Edwards & Hanly
- Company type: Defunct
- Industry: Financial services
- Founded: January 1, 1951
- Founder: Herbert G. Edward, Mortimer G. Hanly, Robert N. Snyder, and Lester Talbot
- Defunct: September 13, 1976
- Fate: Back offices sold to Shield Model Roland, Inc.; retail operations sold to Loeb, Rhoades, & Company; bond desk sold to Gintel & Company
- Headquarters: One Whitehall Street, New York, New York, United States
- Products: Brokerage, Bond market maker

= Edwards & Hanly =

Former retail brokerage and market maker

Edwards & Hanly was an American stock brokerage firm established in Hempstead, New York, on January 1, 1951, by a partnership led by Herbert G. Edward, Mortimer G. Hanly, Robert N. Snyder, and Lester Talbot.

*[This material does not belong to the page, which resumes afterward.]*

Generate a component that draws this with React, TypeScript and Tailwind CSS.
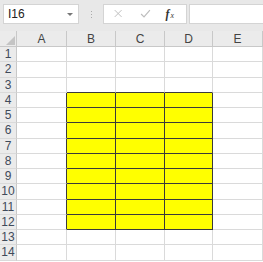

Throughout its existence it held a seat on the New York Stock Exchange and obtained membership in the American Stock Exchange as well. It pursued and catered to a clientele of retail stock investors, opening and maintaining up to 24 branches along the Eastern Seaboard until the business was sold in 1975.

== History ==
Notable employees include Robert Zoellner, who joined the firm in 1958, was named managing partner in 1964, and held the position until 1975, and Ivan Boesky, who was named a general partner in 1972 to run the securities arbitrage department, active until 1975.

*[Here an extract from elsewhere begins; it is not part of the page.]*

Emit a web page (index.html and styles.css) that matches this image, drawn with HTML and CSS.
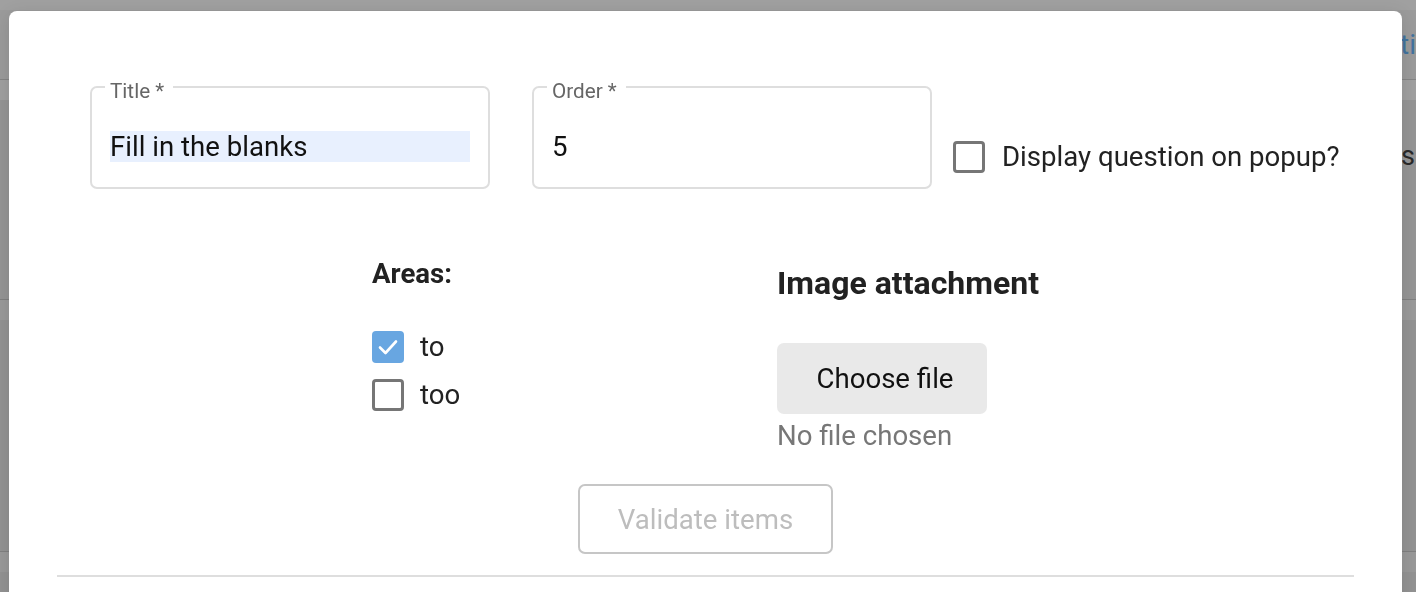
FILE: index.html
```html
<!DOCTYPE html>
<html lang="en">
<head>
<meta charset="utf-8">
<title>Question editor</title>
<link rel="stylesheet" href="styles.css">
</head>
<body>
  <div class="page">
    <div class="page-top"></div>
    <div class="page-row row-a"><span class="page-link">ti</span></div>
    <div class="page-row row-b"></div>
    <div class="page-row row-c"><span class="page-text">Items</span></div>
    <div class="page-row row-d"></div>
    <div class="page-row row-e"></div>
    <div class="page-row row-f"></div>
    <div class="page-row row-g"></div>
  </div>

  <div class="modal" role="dialog">
    <div class="top-row">
      <fieldset class="field">
        <legend>Title *</legend>
        <input class="field-input autofill" type="text" value="Fill in the blanks">
      </fieldset>
      <fieldset class="field">
        <legend>Order *</legend>
        <input class="field-input" type="text" value="5">
      </fieldset>
      <label class="check popup-check">
        <span class="box"></span>
        <span class="check-text">Display question on popup?</span>
      </label>
    </div>

    <div class="middle-row">
      <div class="areas">
        <h4 class="areas-title">Areas:</h4>
        <div class="area-list">
          <label class="check area">
            <span class="box checked">
              <svg viewBox="0 0 32 32" width="32" height="32"><path d="M8 16.5 L13.5 22 L24 10.5" fill="none" stroke="#fff" stroke-width="2.6" stroke-linecap="round" stroke-linejoin="round"/></svg>
            </span>
            <span class="check-text">to</span>
          </label>
          <label class="check area">
            <span class="box"></span>
            <span class="check-text">too</span>
          </label>
        </div>
      </div>
      <div class="attachment">
        <h3 class="attachment-title">Image attachment</h3>
        <button class="file-btn" type="button">Choose file</button>
        <div class="file-status">No file chosen</div>
      </div>
    </div>

    <div class="validate-row">
      <button class="validate-btn" type="button" disabled>Validate items</button>
    </div>

    <hr class="divider">
  </div>
</body>
</html>
```

FILE: styles.css
```css
* { box-sizing: border-box; }

html, body {
  margin: 0;
  padding: 0;
  height: 100%;
  overflow: hidden;
}

body {
  background: #959595;
  font-family: Roboto, "Liberation Sans", Arial, sans-serif;
}

/* ---------- background page (dimmed) ---------- */
.page {
  display: flex;
  flex-direction: column;
}

.page-top {
  height: 10px;
  background: #a0a0a0;
}

.page-row {
  display: flex;
  align-items: center;
  overflow: hidden;
  white-space: nowrap;
}

.row-a {
  height: 70px;
  background: #9b9b9b;
  border-bottom: 1px solid #858585;
  padding-left: 1400px;
}

.page-link {
  font-size: 28px;
  color: #42739f;
}

.row-b {
  height: 20px;
  background: #a0a0a0;
}

.row-c {
  height: 200px;
  background: #959595;
  border-bottom: 1px solid #808080;
  align-items: flex-start;
  justify-content: flex-end;
}

.page-text {
  font-size: 27px;
  color: #2a2a2a;
  margin-top: 40px;
  margin-right: 1px;
}

.row-d {
  height: 20px;
  background: #9a9a9a;
}

.row-e {
  height: 232px;
  background: #939393;
  border-bottom: 1px solid #808080;
}

.row-f {
  height: 20px;
  background: #999999;
}

.row-g {
  height: 60px;
  background: #939393;
}

/* ---------- modal ---------- */
.modal {
  position: fixed;
  top: 11px;
  left: 9px;
  width: 1393px;
  height: 640px;
  background: #ffffff;
  border-radius: 8px;
  padding: 61px 48px 0;
  box-shadow: 0 4px 18px rgba(0, 0, 0, 0.12);
}

.top-row {
  display: flex;
  align-items: flex-start;
  padding-left: 33px;
  gap: 42px;
}

.field {
  width: 400px;
  margin: 0;
  padding: 29px 18px 25px;
  border: 2px solid #dedede;
  border-radius: 7px;
  min-width: 0;
}

.field legend {
  font-size: 20.7px;
  line-height: 22px;
  color: #666666;
  padding: 8px 9px 0 5px;
  margin-left: -5px;
}

.field-input {
  display: block;
  width: 360px;
  height: 31px;
  border: 0;
  padding: 0;
  margin: 0;
  outline: none;
  font-family: Roboto, "Liberation Sans", Arial, sans-serif;
  font-size: 27.6px;
  color: #111111;
  background: transparent;
}

.field-input.autofill {
  background: #e8f0fe;
}

.check {
  display: flex;
  align-items: center;
  gap: 16px;
  font-size: 27.6px;
  color: #222222;
  line-height: 32px;
}

.popup-check {
  margin-top: 69px;
  margin-left: -21px;
  gap: 17px;
}

.box {
  width: 32px;
  height: 32px;
  flex: none;
  border: 3px solid #767676;
  border-radius: 4px;
  background: #fff;
  display: flex;
}

.box.checked {
  border: 0;
  background: #68a6e1;
}

.box svg {
  display: block;
}

/* ---------- middle ---------- */
.middle-row {
  display: flex;
  justify-content: center;
  margin-top: 70px;
}

.areas {
  width: 405px;
}

.areas-title {
  margin: 0;
  font-size: 27.6px;
  line-height: 30px;
  font-weight: 700;
  color: #222222;
}

.area-list {
  margin-top: 34px;
  display: flex;
  flex-direction: column;
}

.area {
  height: 48px;
}

.attachment {
  display: flex;
  flex-direction: column;
  align-items: flex-start;
}

.attachment-title {
  margin: 9px 0 0;
  font-size: 32px;
  line-height: 30px;
  font-weight: 700;
  color: #222222;
}

.file-btn {
  margin-top: 45px;
  width: 210px;
  height: 71px;
  border: 0;
  border-radius: 7px;
  background: #e9e9e9;
  font-family: Roboto, "Liberation Sans", Arial, sans-serif;
  font-size: 27.6px;
  color: #111111;
  padding: 0 0 0 6px;
}

.file-status {
  margin-top: 7px;
  font-size: 27.6px;
  line-height: 30px;
  color: #777777;
}

/* ---------- validate ---------- */
.validate-row {
  display: flex;
  justify-content: center;
  margin-top: 33px;
}

.validate-btn {
  width: 255px;
  height: 70px;
  border: 2px solid #c6c6c6;
  border-radius: 7px;
  background: #ffffff;
  font-family: Roboto, "Liberation Sans", Arial, sans-serif;
  font-size: 27.6px;
  color: #bdbdbd;
  padding: 0;
}

.divider {
  margin: 21px 0 0;
  border: 0;
  height: 2px;
  background: #dedede;
}
```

After the collapse of the bull market in 1966, Edwards & Hanly engaged Papert Koenig Lois to craft their advertising campaign. The televised campaign, supported by newspaper ads, featured such sports stars as Joe Louis and Mickey Mantle, as well as aged burlesque dancer Sally Rand. Despite airing only in the New York market, nationally-broadcast Tonight Show host Johnny Carson would work the quotable punchlines into his routines and interviews, bringing the company to national attention.

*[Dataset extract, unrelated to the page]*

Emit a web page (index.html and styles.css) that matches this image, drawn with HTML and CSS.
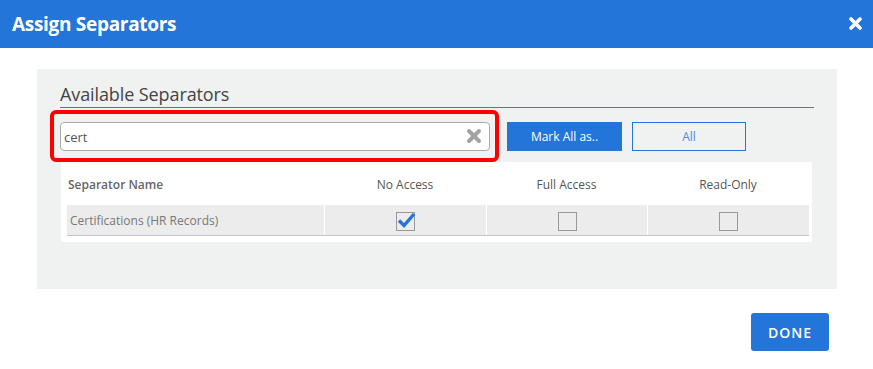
FILE: index.html
```html
<!DOCTYPE html>
<html lang="en">
<head>
  <meta charset="UTF-8">
  <title>Assign Separators</title>
  <link rel="stylesheet" href="styles.css">
</head>
<body>

  <header class="modal-header">
    <h1>Assign Separators</h1>
    <button class="close-btn" aria-label="Close">
      <svg width="13" height="13" viewBox="0 0 13 13"><path d="M2 2 L11 11 M11 2 L2 11" stroke="#fff" stroke-width="3.6" stroke-linecap="round"/></svg>
    </button>
  </header>

  <main class="modal-body">
    <section class="panel">
      <h2>Available Separators</h2>

      <div class="toolbar">
        <div class="search">
          <input type="text" value="cert">
          <svg class="clear" width="16" height="16" viewBox="0 0 16 16"><path d="M3 3 L13 13 M13 3 L3 13" stroke="#a3a3a3" stroke-width="4" stroke-linecap="round"/></svg>
          <div class="highlight"></div>
        </div>
        <button class="btn-primary">Mark All as..</button>
        <button class="btn-outline">All</button>
      </div>

      <div class="table">
        <div class="row head">
          <div class="cell name">Separator Name</div>
          <div class="cell">No Access</div>
          <div class="cell">Full Access</div>
          <div class="cell">Read-Only</div>
        </div>
        <div class="row data">
          <div class="cell name">Certifications (HR Records)</div>
          <div class="cell">
            <span class="checkbox checked">
              <svg width="22" height="20" viewBox="0 0 22 20"><path d="M4 10.5 L9 15.5 L19 4" fill="none" stroke="#2474db" stroke-width="3.4"/></svg>
            </span>
          </div>
          <div class="cell"><span class="checkbox"></span></div>
          <div class="cell"><span class="checkbox"></span></div>
        </div>
      </div>
    </section>
  </main>

  <footer class="modal-footer">
    <button class="done-btn">DONE</button>
  </footer>

</body>
</html>
```

FILE: styles.css
```css
* {
  margin: 0;
  padding: 0;
  box-sizing: border-box;
}

body {
  font-family: 'Open Sans', sans-serif;
  background: #fff;
  width: 873px;
  height: 369px;
  overflow: hidden;
}

button {
  font-family: inherit;
  cursor: pointer;
}

.modal-header {
  height: 48px;
  background-color: #2475d9;
  display: flex;
  align-items: center;
  justify-content: space-between;
  padding: 0 11px 0 12px;
}

.modal-header h1 {
  color: #fff;
  font-size: 19px;
  font-weight: 700;
  letter-spacing: -0.3px;
  line-height: 24px;
  margin-top: -1px;
}

.close-btn {
  background: none;
  border: none;
  display: flex;
  margin-top: -2px;
}

.modal-body {
  padding: 21px 36px 0 37px;
}

.panel {
  background-color: #f0f1f1;
  padding: 13px 23px 47px 23px;
}

.panel h2 {
  font-size: 18px;
  font-weight: 400;
  color: #444;
  line-height: 24px;
  padding-bottom: 1px;
  letter-spacing: -0.1px;
  border-bottom: 1px solid #6b7378;
}

.toolbar {
  display: flex;
  align-items: center;
  margin-top: 14px;
}

.search {
  position: relative;
  width: 430px;
  height: 29px;
}

.search input {
  width: 100%;
  height: 100%;
  border: 1px solid #aaa;
  border-radius: 4px;
  padding: 0 30px 0 3px;
  font-family: inherit;
  font-size: 13px;
  color: #555;
  background: #fff;
  outline: none;
}

.search .clear {
  position: absolute;
  right: 8px;
  top: 6px;
}

.highlight {
  position: absolute;
  left: -10px;
  right: -9px;
  top: -12px;
  bottom: -11px;
  border: 4px solid #ff0000;
  border-radius: 6px;
  pointer-events: none;
}

.btn-primary {
  margin-left: 17px;
  width: 115px;
  height: 29px;
  background-color: #2475d9;
  border: none;
  color: #fff;
  font-size: 12px;
  font-weight: 400;
}

.btn-outline {
  margin-left: 10px;
  width: 114px;
  height: 29px;
  background: transparent;
  border: 1px solid #2475d9;
  color: #4a8de0;
  font-size: 12px;
  font-weight: 400;
}

.table {
  background: #fff;
  margin: 11px 2px 0 1px;
  padding: 0 3px 6px 6px;
}

.row {
  display: grid;
  grid-template-columns: 257px 162px 161px 162px;
}

.cell {
  display: flex;
  align-items: center;
  justify-content: center;
  font-size: 12px;
  color: #555;
}

.cell.name {
  justify-content: flex-start;
}

.head {
  height: 43px;
}

.head .cell {
  padding-top: 1px;
}

.head .cell.name {
  font-weight: 600;
  color: #666;
  padding-left: 1px;
}

.data {
  height: 31px;
  background: #ececec;
  border-bottom: 1px solid #c2c6cc;
}

.data .cell + .cell {
  border-left: 1px solid #fff;
}

.data .cell.name {
  padding-left: 3px;
  color: #777;
}

.checkbox {
  position: relative;
  width: 19px;
  height: 19px;
  border: 1px solid #999;
  background: #ececec;
  margin-top: 2px;
}

.checkbox svg {
  position: absolute;
  left: -2px;
  top: -3px;
}

.modal-footer {
  display: flex;
  justify-content: flex-end;
  padding: 24px 44px 0 0;
}

.done-btn {
  width: 78px;
  height: 38px;
  background-color: #2475d9;
  border: none;
  border-radius: 3px;
  color: #fff;
  font-size: 14px;
  font-weight: 600;
  letter-spacing: 1px;
}
```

Losses in its stock brokerage business due to the 1973-1974 stock market crash and subsequent 1973-1975 recession as well as aggressive trading in the arbitrage department, the Equity Funding insurance scandal, and losses due to the fraudulent activities of T. P. Richardson & Company caused the partnership to seek cost-cutting measures, citing the inability to negotiate more profitable commission rates after an SEC rule change in May, 1975, ended fixed commissions. In February, 1975, it outsourced its back office operations to Shields Model Roland, Inc., who took on many of the 220 Edwards & Hanly back office employees. It sold all 24 of its retail stock brokerage branches, holding some 80,000 retail accounts, to Loeb Rhoades & Company in the summer of 1975 to focus on the bond market-making business and institutional brokerage business. In 1976, the 57-person bond desk was sold to Gintel & Company. It filed for Chapter 11 bankruptcy protection on September 13, 1976.